We all heard about Samsung’s disastrous exploding Note 7s last autumn, but now Samsung’s labs can tell us where the problem started. Here’s why the Note 7 Explodes…
The grand unveiling of 2016 turned into one of the year’s biggest screw-ups, and for Samsung, probably one of the biggest in their history. And it wasn’t even one of those under-the-radar type screw-ups that would pass over the heads of the less technologically-minded. No sooner had the very first pre-ordered Note 7 devices been delivered and unpackaged, they were producing rather unexpected results. Yes, before the device even got its general UK release, it was already being recalled, and the power of the internet made sure that everyone knew about it in no time. Memes abound and providers in a worldwide panic, the Note 7 was somehow catching fire and exploding, causing burns injuries to users. Thankfully (particularly for Samsung), there were no reports of any raging house fires or deaths, but regardless, brand new mobile phones that could spontaneously combust were not something that Samsung wanted to be on the liability end of. So the recall of the year was under way, and rumours and conflicting reports were running rampant. But now the dust has settled, what was the cause of this disaster, and what does it mean for the future of Samsung?
Why the Note 7 Explodes
After putting it off for a good while, Samsung have finally gone public with the findings of their investigation into the problems with both the original batches of the Note 7 and the supposedly repaired second batch. Their earlier claims of there being a fault in the battery design have been confirmed, and this very informative diagram explains everything you need to know about the problem:
As we can see, there were some fairly simple but fundamental errors made in the minutiae of the battery design, and if we’re honest, these seem like very primary level mistakes for such a market giant to make.
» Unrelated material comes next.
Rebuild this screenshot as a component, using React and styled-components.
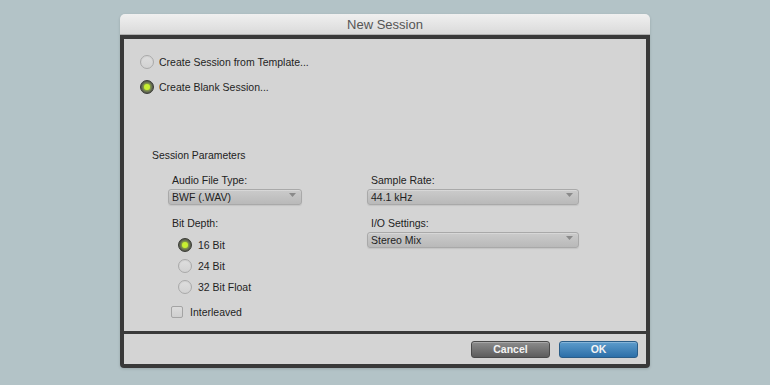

Perhaps Samsung have spent so much time and energy focusing on bringing about innovative new features that they can show off at their spectacular conferences, that they neglected to give the basics the attention they still require.
Where To From Here
Either way, this has been a monumentally expensive mistake, and a very high-profile one that Samsung seem to have learned from. Not only has it cost them millions of dollars in lost sales, reimbursements and recalls, but it sent a wave of doubt rippling through the customer base, with some deciding that it wasn’t worth sticking around. The company seem very serious about putting it all right, and regaining their status as worthy iPhone rivals, with their upcoming Galaxy S8 and S8 Plus, as well as the Galaxy X and the ringleader, the Note 8. Only time will tell how these releases will pan out, but Samsung are back at the bottom of the pile with much to prove, so fingers crossed it all pays off and we will be treated to the quality and innovation that we have come to expect from them.